REYKJAVIK. Oggi in Islanda si vota per le elezioni nazionali che vedranno 250mila aventi diritto al voto esprimersi sul futuro del Paese. Un'elezione che vede i 'Pirati', il partito anti sistema degli hacker-anarchici, sfidare i conservatori del Partito dell'Indipendenza con gli ultimi sondaggi della vigilia che fotografano uno scarto di pochi punti, 20,5% per i primi, 24,7% per i secondi.

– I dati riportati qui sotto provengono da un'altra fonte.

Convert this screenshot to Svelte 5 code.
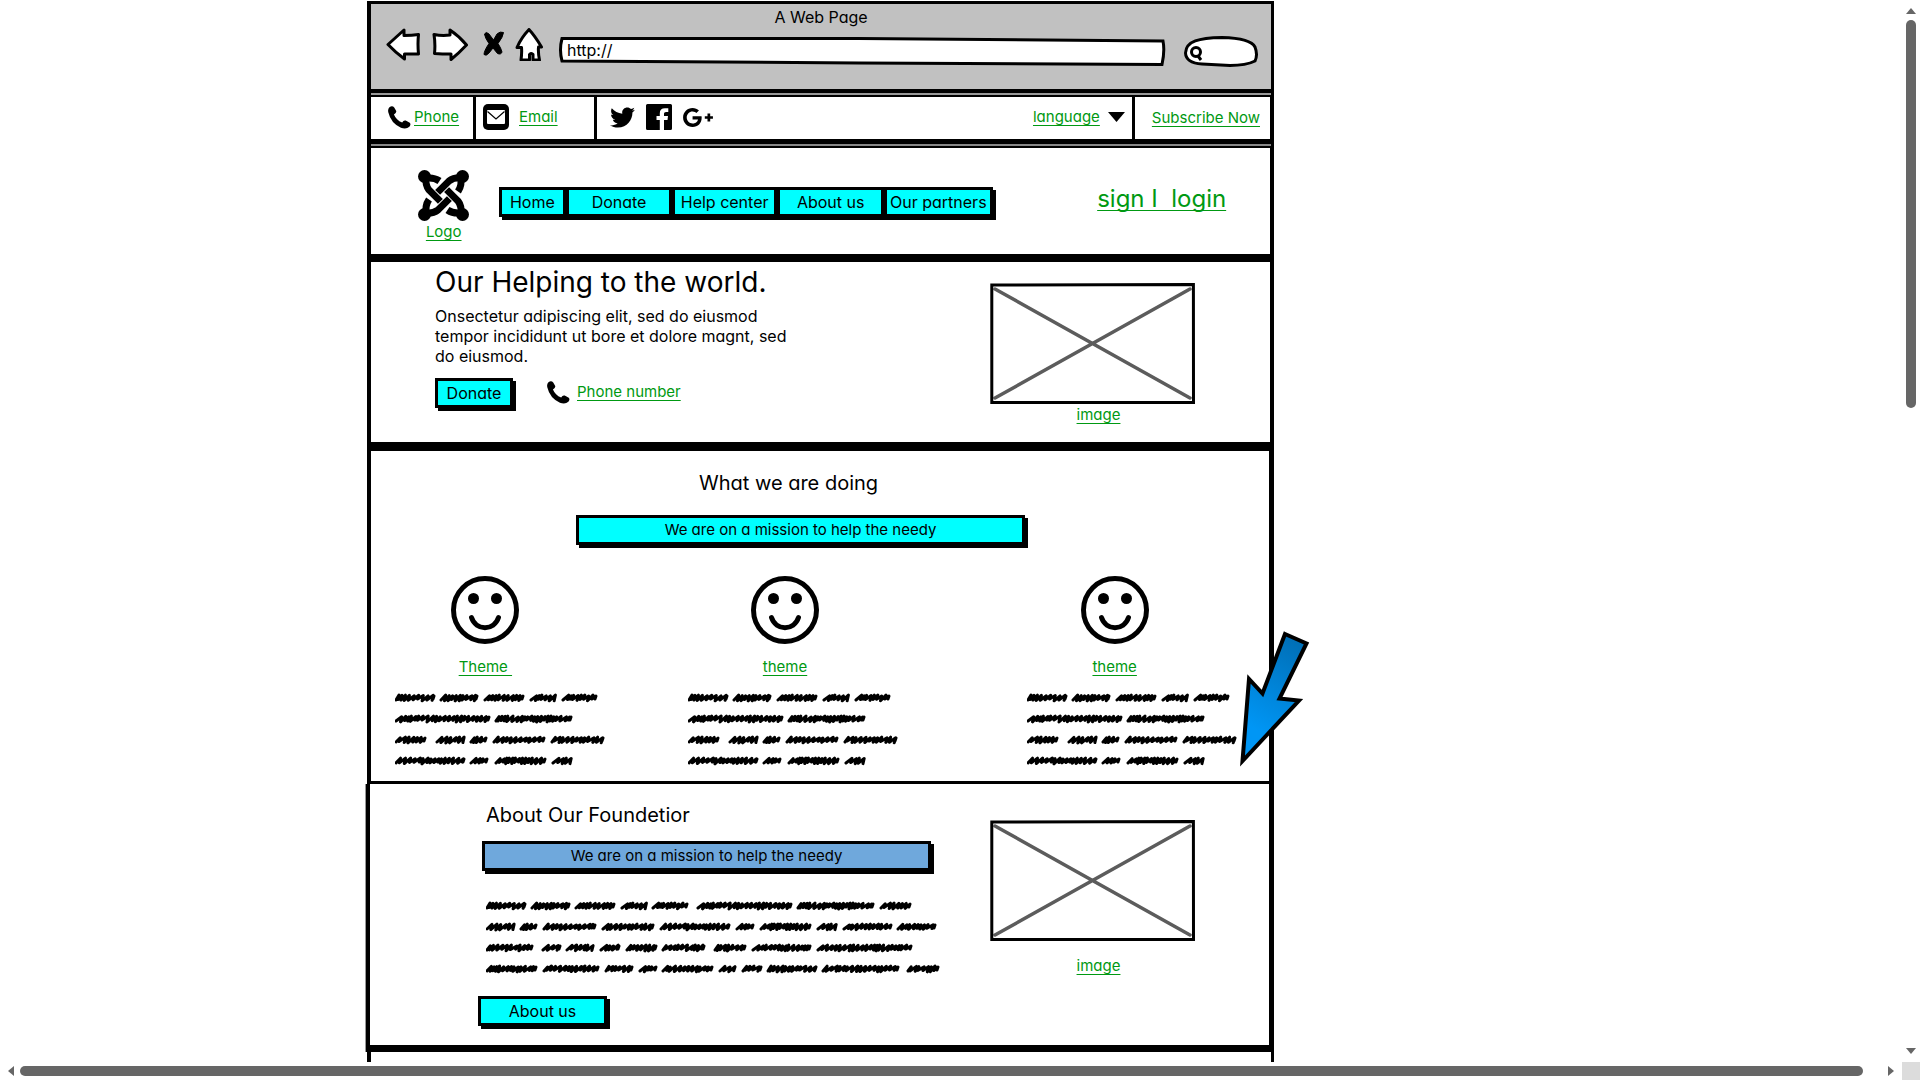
<script>
  const navItems = ['Home', 'Donate', 'Help center', 'About us', 'Our partners'];
  const themes = [{ label: 'Theme\u00a0' }, { label: 'theme' }, { label: 'theme' }];

  // Scribbled copy: every row is a list of [start, end] positions of its words.
  const shortCopy = [
    [[0, 40], [45, 83], [89, 129], [135, 161], [167, 202]],
    [[0, 95], [100, 177]],
    [[0, 31], [41, 70], [75, 92], [98, 150], [156, 209]],
    [[0, 70], [75, 93], [100, 151], [157, 177]]
  ];
  const longCopy = [
    [[0, 40], [45, 84], [89, 129], [135, 161], [166, 202], [211, 306], [311, 388], [394, 425]],
    [[0, 29], [34, 51], [57, 110], [116, 168], [174, 244], [250, 268], [274, 325], [331, 351], [357, 406], [411, 450]],
    [[0, 47], [56, 75], [80, 108], [114, 134], [140, 171], [176, 219], [228, 260], [266, 325], [331, 426]],
    [[0, 51], [57, 113], [119, 147], [153, 171], [176, 227], [233, 250], [256, 276], [281, 331], [336, 413], [421, 453]]
  ];

  function scribble(rows) {
    let seed = 7;
    const rnd = () => {
      seed = (seed * 16807) % 2147483647;
      return seed / 2147483647;
    };
    let d = '';
    rows.forEach((words, row) => {
      const y = 7 + row * 21;
      for (const [from, to] of words) {
        let x = from + 1;
        d += `M${x} ${y + 2}`;
        while (x < to - 6) {
          const step = 3 + rnd() * 3;
          const top = y - 2 - rnd();
          const low = y + 1 + rnd() * 2;
          d += `L${(x + step).toFixed(1)} ${top.toFixed(1)}L${(x + step - 1.2).toFixed(1)} ${low.toFixed(1)}`;
          x += step - 0.6;
        }
        d += `L${to - 1} ${y - 2}l-1 3`;
      }
    });
    return d;
  }
</script>

{#snippet phoneIcon()}
  <svg class="phone" viewBox="0 0 24 24" aria-hidden="true">
    <path d="M1.5 1.2Q4.500-.8 6.500 1.500L8.600 5.200Q9 7.300 6.200 8.800Q8.500 14.500 14.800 17.300Q16.300 14.400 18.500 15.200L22.700 17.500Q24.300 19.500 22.300 21.600Q19 24.600 13.500 22.600Q3 18 .3 6.500Q-.4 3 1.500 1.200Z" />
  </svg>
{/snippet}

{#snippet placeholder()}
  <svg class="placeholder" viewBox="0 0 205 121" preserveAspectRatio="none" role="img" aria-label="image">
    <path d="M5 6L200 115M200 6L5 115" stroke="#5c5c5c" stroke-width="3.500" stroke-linecap="round" />
    <path d="M1.800 2L203.400 1.500L203.500 119.500L1.800 119.500Z" fill="none" stroke="#000" stroke-width="3" />
  </svg>
{/snippet}

<div class="app">
  <main class="canvas">
    <div class="frame">
      <header class="browser">
        <div class="title">A Web Page</div>
        <div class="controls">
          <button class="tool back" aria-label="Back">
            <svg viewBox="0 0 34 33"><path d="M2 16.500L18 2V7.500Q26 7.500 32.500 6.500Q31.500 16 32.500 26H18.500V31Q9 24 2 16.500Z" /></svg>
          </button>
          <button class="tool forward" aria-label="Forward">
            <svg viewBox="0 0 36 33"><path d="M2 6.500Q10 8 18 7V2Q27 8 34.500 17Q27 25 19 31.500V26Q10 26 2.500 25.500Q3.500 16 2 6.500Z" /></svg>
          </button>
          <button class="tool stop" aria-label="Stop">
            <svg viewBox="0 0 21 33"><path class="solid" d="M1.500 6Q3 3 6 6L10.500 12L14 6Q17 3 20.500 4.500Q20 9 15 15.500Q18 20 19 24Q18 27 14.500 25.500L10 20L6 25Q3 28.500 1 26.500Q1 23 6 15.500Q2 10 1.500 6Z" /></svg>
          </button>
          <button class="tool home" aria-label="Home page">
            <svg viewBox="0 0 28 33"><path d="M14 1.500Q20 8 26.500 19H23.500Q23 25 24.500 32H18V26.500Q16.500 24.500 14.500 26.500V32H6Q7 25 6.500 19.500H2Q6 10 14 1.500Z" /></svg>
          </button>
          <label class="address">
            <svg viewBox="0 0 607 29" preserveAspectRatio="none" aria-hidden="true"><path d="M3 1.500L300 1.500L604 4Q606 14 603 27.500L300 26L3 24Q0 13 3 1.500Z" /></svg>
            <input type="text" value="http://" aria-label="Address" />
          </label>
          <label class="search">
            <svg viewBox="0 0 74 31" preserveAspectRatio="none" aria-hidden="true">
              <path d="M1.500 17C2 5 15 2 38 1.500C56 2 68 5 71 11Q74 19 71 25Q62 29.500 46 29.500L18 28Q2 27 1.500 17Z" />
              <circle cx="12" cy="16" r="4.500" /><path d="M14 20l3 4" />
            </svg>
            <input type="search" aria-label="Search" />
          </label>
        </div>
      </header>

      <section class="topbar">
        <div class="cell call">{@render phoneIcon()}<a href="#phone">Phone</a></div>
        <div class="cell mail">
          <svg class="envelope" viewBox="0 0 26 26" aria-hidden="true">
            <rect width="26" height="26" rx="5" /><rect x="4" y="6" width="18" height="14" rx="1" fill="#fff" />
            <path d="M4.500 7.500L13 15L21.500 7.500" fill="none" stroke="#000" stroke-width="1.200" />
          </svg>
          <a href="#email">Email</a>
        </div>
        <div class="cell social">
          <a href="#twitter" aria-label="Twitter"><svg class="bird" viewBox="1.500 4 21 17"><path d="M22.460 6C21.690 6.350 20.860 6.580 20 6.690C20.880 6.160 21.560 5.320 21.880 4.310C21.050 4.810 20.130 5.160 19.160 5.360C18.370 4.500 17.260 4 16 4C13.650 4 11.730 5.920 11.730 8.290C11.730 8.630 11.770 8.960 11.840 9.270C8.280 9.090 5.110 7.380 3 4.790C2.630 5.420 2.420 6.160 2.420 6.940C2.420 8.430 3.170 9.750 4.330 10.500C3.620 10.500 2.960 10.300 2.380 10V10.030C2.380 12.110 3.860 13.850 5.820 14.240C5.460 14.340 5.080 14.390 4.690 14.390C4.420 14.390 4.150 14.360 3.890 14.310C4.430 16 6 17.260 7.890 17.290C6.430 18.450 4.580 19.130 2.560 19.130C2.220 19.130 1.880 19.110 1.540 19.070C3.440 20.290 5.700 21 8.120 21C16 21 20.330 14.460 20.330 8.790L20.320 8.230C21.160 7.630 21.880 6.870 22.460 6Z" /></svg></a>
          <a href="#facebook" aria-label="Facebook"><svg class="square" viewBox="0 0 26 26"><path fill-rule="evenodd" d="M1.500 0H24.500Q26 0 26 1.500V24.500Q26 26 24.500 26H18V16H21.500L22 12H18V9.500Q18 8 20 8H22.300V4.300H19Q13.800 4.300 13.800 9.300V12H10.500V16H13.800V26H1.500Q0 26 0 24.500V1.500Q0 0 1.500 0Z" /></svg></a>
          <a href="#google-plus" aria-label="Google Plus"><svg class="gplus" viewBox="1 5 22 14"><path d="M23 11H21V9H19V11H17V13H19V15H21V13H23M8 11V13.400H12C11.800 14.400 10.800 16.400 8 16.400C5.600 16.400 3.700 14.400 3.700 12C3.700 9.600 5.600 7.600 8 7.600C9.400 7.600 10.300 8.200 10.800 8.700L12.700 6.900C11.500 5.700 9.900 5 8 5C4.100 5 1 8.100 1 12C1 15.900 4.100 19 8 19C12 19 14.700 16.200 14.700 12.200C14.700 11.700 14.700 11.400 14.600 11H8Z" /></svg></a>
        </div>
        <div class="cell language">
          <a href="#language">language</a>
          <svg class="caret" viewBox="0 0 17 10" aria-hidden="true"><path d="M0 0H17L8.500 10Z" /></svg>
        </div>
        <div class="cell subscribe"><a href="#subscribe">Subscribe Now</a></div>
      </section>

      <section class="masthead">
        <div class="brand">
          <svg class="logo" viewBox="0 0 51 51" aria-hidden="true">
            {#each [0, 90, 180, 270] as turn}
              <g transform="rotate({turn} 25.500 25.500)">
                <circle cx="44.500" cy="6.500" r="6.500" />
                <path d="M45 8Q36 7 31 11L19.600 22.400" />
                <path d="M6 8.500Q15 6.500 21.500 11" />
              </g>
            {/each}
          </svg>
          <a href="#logo">Logo</a>
        </div>
        <nav>
          {#each navItems as item}<button class="btn">{item}</button>{/each}
        </nav>
        <a class="login" href="#login">sign I&nbsp; login</a>
      </section>

      <section class="hero">
        <div class="pitch">
          <h1>Our Helping to the world.</h1>
          <p>Onsectetur adipiscing elit, sed do eiusmod<br />tempor incididunt ut bore et dolore magnt, sed<br />do eiusmod.</p>
          <div class="actions">
            <button class="btn">Donate</button>
            <div class="call">{@render phoneIcon()}<a href="#phone-number">Phone number</a></div>
          </div>
        </div>
        <figure>{@render placeholder()}<figcaption><a href="#image">image</a></figcaption></figure>
      </section>

      <section class="doing">
        <div class="intro">
          <h2>What we are doing</h2>
          <button class="btn banner">We are on a mission to help the needy</button>
        </div>
        <div class="themes">
          {#each themes as theme, i}
            <article>
              <svg class="face" viewBox="0 0 68 68" aria-hidden="true">
                <circle cx="34" cy="34" r="31.500" fill="none" stroke="#000" stroke-width="5" />
                <circle cx="22.500" cy="22.500" r="5.500" /><circle cx="45.500" cy="22.500" r="5.500" />
                <path d="M20.500 41.500C25 55 43 55 47.500 41.500" fill="none" stroke="#000" stroke-width="5" stroke-linecap="round" />
              </svg>
              <a href="#theme-{i + 1}">{theme.label}</a>
              <svg class="scribble short" viewBox="0 0 210 78" aria-hidden="true"><path d={scribble(shortCopy)} /></svg>
            </article>
          {/each}
        </div>
        <svg class="pointer" viewBox="0 0 72 138" aria-hidden="true">
          <defs>
            <linearGradient id="blue" x1="0.600" y1="0" x2="0.300" y2="1">
              <stop offset="0" stop-color="#0070b8" /><stop offset="0.800" stop-color="#0096f5" />
            </linearGradient>
          </defs>
          <path d="M47 4L68.500 13.500L41.500 68.500L61 70.500L4.500 131L11 49L24.500 63.500Z" fill="url(#blue)" stroke="#000" stroke-width="4" />
        </svg>
      </section>

      <section class="about">
        <div class="story">
          <h2>About Our Foundetior</h2>
          <button class="btn banner steel">We are on a mission to help the needy</button>
          <svg class="scribble long" viewBox="0 0 454 78" aria-hidden="true"><path d={scribble(longCopy)} /></svg>
          <button class="btn more">About us</button>
        </div>
        <figure>{@render placeholder()}<figcaption><a href="#about-image">image</a></figcaption></figure>
      </section>
    </div>
  </main>

  <div class="bar vertical" aria-hidden="true">
    <svg viewBox="0 0 10 6"><path d="M0 6L5 0L10 6Z" /></svg>
    <div class="track"><div class="thumb"></div></div>
    <svg viewBox="0 0 10 6"><path d="M0 0L5 6L10 0Z" /></svg>
  </div>
  <div class="bar horizontal" aria-hidden="true">
    <svg viewBox="0 0 6 10"><path d="M6 0L0 5L6 10Z" /></svg>
    <div class="track"><div class="thumb"></div></div>
    <svg viewBox="0 0 6 10"><path d="M0 0L6 5L0 10Z" /></svg>
  </div>
  <div class="corner"></div>
</div>

<style>
  :global(body) { margin: 0; background: #fff; }
  .app {
    display: grid;
    grid-template: minmax(0, 1fr) 18px / minmax(0, 1fr) 18px;
    height: 100vh;
    font: 16px/20px Inter, "Open Sans", sans-serif;
    font-feature-settings: "cv11";
    color: #000;
  }
  h1, h2, p, figure { margin: 0; font-weight: 400; }
  svg { display: block; flex: none; }
  button, input { font: inherit; font-feature-settings: inherit; color: inherit; }
  a {
    color: #009912;
    font-size: 15px;
    text-underline-offset: 3px;
    text-decoration-thickness: 1px;
    text-decoration-skip-ink: none;
    white-space: nowrap;
  }

  .canvas {
    display: grid;
    grid-template-columns: 367fr 907fr 628fr;
    overflow: hidden;
  }
  .frame {
    grid-column: 2;
    min-width: 0;
    margin-top: 1px;
    border: solid #000;
    border-width: 3px 3px 0 4px;
    box-sizing: border-box;
  }
  section { border: solid #000; border-width: 2px 1px 6px 0; }

  .browser {
    background: #c1c1c1;
    height: 85px;
    border-bottom: 4px solid #000;
    box-shadow: 0 2px #999;
    margin-bottom: 2px;
  }
  .title { text-align: center; padding-top: 3px; }
  .controls { display: flex; padding: 0 13px 0 15px; }
  .tool { padding: 0; border: 0; background: none; }
  .tool svg { height: 33px; fill: #fff; stroke: #000; stroke-width: 3; stroke-linejoin: round; }
  .tool .solid { fill: #000; stroke-width: 1; }
  .controls .tool { align-self: flex-start; padding-top: 1px; }
  .back { width: 34px; margin-right: 12px; }
  .forward { width: 36px; margin-right: 15px; }
  .stop { width: 21px; margin-right: 11px; }
  .home { width: 28px; margin-right: 16px; }
  .address, .search { position: relative; }
  .address svg, .search svg {
    position: absolute;
    inset: 0;
    width: 100%;
    height: 100%;
    fill: #fff;
    stroke: #000;
    stroke-width: 3;
  }
  .address { flex: 1; height: 29px; margin: 10px 18px 0 0; }
  .search { width: 74px; height: 31px; margin-top: 9px; }
  .address input, .search input {
    position: relative;
    width: 100%;
    height: 25px;
    padding: 0 8px;
    border: 0;
    background: none;
    outline: 0;
    box-sizing: border-box;
  }
  .search input { padding-left: 20px; }

  .topbar { display: flex; height: 42px; border-bottom-width: 5px; box-shadow: 0 2px #888; margin-bottom: 2px; }
  .cell { display: flex; align-items: center; box-sizing: border-box; padding-bottom: 2px; }
  .call { display: flex; align-items: center; gap: 4px; }
  .phone { width: 23px; height: 23px; }
  .cell.call { width: 105px; padding-left: 17px; gap: 3px; border-right: 3px solid #000; }
  .mail { width: 121px; padding-left: 7px; gap: 10px; border-right: 3px solid #000; }
  .envelope { width: 26px; height: 26px; }
  .social { flex: 1; padding-left: 13px; gap: 11px; }
  .bird { width: 25px; height: 21px; }
  .square { width: 26px; height: 26px; }
  .gplus { width: 30px; height: 19px; }
  .language { gap: 8px; padding-right: 7px; }
  .caret { width: 17px; height: 10px; }
  .subscribe { border-left: 3px solid #000; padding: 0 10px 0 17px; }

  .masthead {
    display: grid;
    grid-template-columns: 47fr 52fr 29fr 496fr 105fr 126fr 44fr;
    height: 106px;
  }
  .brand { grid-column: 2; padding-top: 22px; text-align: center; }
  .logo { width: 51px; height: 51px; }
  .logo path { fill: none; stroke: #000; stroke-width: 7; }
  nav {
    grid-column: 4;
    align-self: start;
    display: grid;
    grid-template-columns: 68fr 106fr 106fr 107fr 109fr;
    padding-top: 39px;
  }
  .btn {
    height: 30px;
    padding: 0;
    border: 3px solid #000;
    background: #0ff;
    box-shadow: 3px 3px #000;
    white-space: nowrap;
  }
  .login { grid-column: 6; padding-top: 37px; font-size: 24px; line-height: 28px; white-space: pre; }

  .hero { display: grid; grid-template-columns: 64fr 555fr 205fr 75fr; height: 180px; border-bottom-width: 7px; }
  .pitch { grid-column: 2; padding-top: 2px; }
  h1 { font-size: 28px; line-height: 36px; }
  p { padding-top: 6px; }
  .actions { display: flex; gap: 34px; padding-top: 12px; }
  .actions .btn { width: 78px; }
  .actions .call { height: 28px; gap: 7px; }
  .hero figure { grid-column: 3; padding-top: 21px; }
  .placeholder { width: 100%; height: 121px; }
  figcaption { text-align: center; padding-left: 12px; }

  .doing { position: relative; height: 330px; border-width: 2px 2px 3px 0; }
  .intro { display: grid; grid-template-columns: 205fr 450fr 244fr; row-gap: 20px; padding-top: 20px; }
  .intro > * { grid-column: 2; }
  .banner { font-size: 15px; }
  h2 { font-size: 20px; line-height: 24px; }
  .intro h2 { text-align: center; padding-right: 24px; }
  .themes {
    display: grid;
    grid-template-columns: 24fr 181fr 112fr 195fr 145fr 175fr 67fr;
    padding-top: 31px;
  }
  article { display: flex; flex-direction: column; align-items: center; min-width: 0; }
  article:nth-child(1) { grid-column: 2; }
  article:nth-child(2) { grid-column: 4; }
  article:nth-child(3) { grid-column: 6; }
  .face { width: 68px; height: 68px; margin-bottom: 13px; }
  .scribble { height: 78px; fill: none; stroke: #000; stroke-width: 3; stroke-linecap: round; stroke-linejoin: round; }
  .short { width: 210px; margin-top: 14px; align-self: flex-start; }
  .pointer { position: absolute; right: -41px; top: 179px; width: 72px; height: 138px; }

  .about {
    display: grid;
    grid-template-columns: 108fr 453fr 59fr 205fr 74fr;
    height: 261px;
    margin-left: -5px;
    border-width: 0 2px 7px 4px;
    background: #fff;
    box-shadow: -1px 0 #999;
  }
  .story { grid-column: 2; min-width: 0; display: flex; flex-direction: column; padding-top: 19px; }
  .about h2 { padding-left: 8px; }
  .steel { background: #6fa8dc; margin: 14px 0 0 4px; }
  .long { width: 454px; margin: 28px 0 0 8px; }
  .more { width: 129px; margin-top: 19px; }
  .about figure { grid-column: 4; padding-top: 36px; }
  .about figcaption { padding-top: 14px; }

  .bar { display: flex; align-items: center; fill: #666; }
  .thumb { background: #666; border-radius: 5px; }
  .track { flex: 1; display: flex; }
  .vertical { flex-direction: column; padding: 8px 0; grid-area: 1 / 2; }
  .vertical svg { width: 10px; height: 6px; }
  .vertical .track { width: 10px; padding: 6px 0; }
  .vertical .thumb { width: 100%; height: 38%; }
  .horizontal { grid-area: 2 / 1; padding: 0 8px; }
  .horizontal svg { width: 6px; height: 10px; }
  .horizontal .track { height: 10px; padding: 0 6px; }
  .horizontal .thumb { height: 100%; width: 99%; }
  .corner { grid-area: 2 / 2; background: #dcdcdc; }
</style>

I seggi chiudono alle 22 (24 in Italia) e i primi risultati sono attesi tra la tarda notte e l'alba di domani. Anche se non arriverà primo in base agli ultimissimi sondaggi, sarà comunque un boom per il partito anti-establishment dei Pirati islandesi, pronto a conquistare una valanga di seggi in seno all'Althingi, uno dei più vecchi parlamenti del mondo, passando dagli attuali tre ad almeno 12, 15 o anche 20 scranni, su un totale di 63.
I sondaggi dell'ultimo minuto, quelli dell'Istituto Mmr pubblicati su Iceland Review, danno infatti in seconda posizione proprio 'Piratar', il partito fondato dalla poetessa Birgitta Jonsdottir, 49 anni e una frangetta sbarazzina, appoggiato soprattutto dai giovani, con il 20,5% dei voti, dietro ai conservatori del Partito dell'Indipendenza (24,7%), il principale della coalizione di governo dimissionaria. Come sottolinea la stampa islandese, potrebbe profilarsi un periodo di incertezza, ma anche di grandi cambiamenti.
La coalizione uscente, il Partito dell'Indipendenza e i centristi del partito progressista, difficilmente supereranno insieme il 36% dei suffragi (intorno ai 22-25 seggi) e non avranno, a meno di colpi di scena, una maggioranza parlamentare per governare.
Insieme ai suoi alleati all'opposizione, non è neanche detto che i Pirati saranno in grado di ottenere la maggioranza in Parlamento, aprendo una stagione di incertezza politica. Una vittoria dei Pirati, partito fan di Wikileaks, in testa ai sondaggi di tutti questi ultimi giorni, non è ovviamente da escludere, con conseguenze dirompenti, anche se dovrà guidare una coalizione di piccoli partiti ora all'opposizione. E cioè democrazia diretta attraverso il web sul modello del Movimento 5 Stelle in Italia, trasparenza di governo, depenalizzazione delle droghe, oltre all'asilo offerto a Edward Snowden, la 'talpa' del Datagate statunitense. Non ci sarebbe invece rivoluzione in economia (che ora sta andando piuttosto bene), e Piratar ha preso l'impegno di indire un referendum su un'eventuale adesione all'Unione europea, in passato bocciata. Infine, contrariamente ad altri partiti anti-sistema dello stesso tipo, come Podemos in Spagna o Syriza in Grecia, Piratar non ha un candidato premier ufficiale, anche se il leader più in vista rimane decisamente Jonsdottir. I Pirati, fondati circa 5 anni fa, sono nati sulla scorta dello scandalo finanziario del 2008 che ha lasciato il Paese in situazione di bancarotta, e si sono decisamente rafforzati nei mesi scorsi, in particolare dopo le dimissioni del premier Sigmundur Gunnlaugsson, il 23 maggio. Gunnlaugsson, 41 anni, si è dimesso aprendo la porta ad elezioni anticipate dopo una serie di manifestazioni di piazza per il suo coinvolgimento nello scandalo dei Panama Papers, e in particolare per i suoi legami con una società offshore, nella quale sua moglie avrebbe investito milioni di dollari. Spiega Jonsdottir, paragonando il paese a una versione nordica della Sicilia: «La gente in Islanda è stufa della corruzione e del nepotismo» e di essere governata «da famiglie di stile mafioso» e dai i loro amici, da lei soprannominati, non a caso, «la piovra».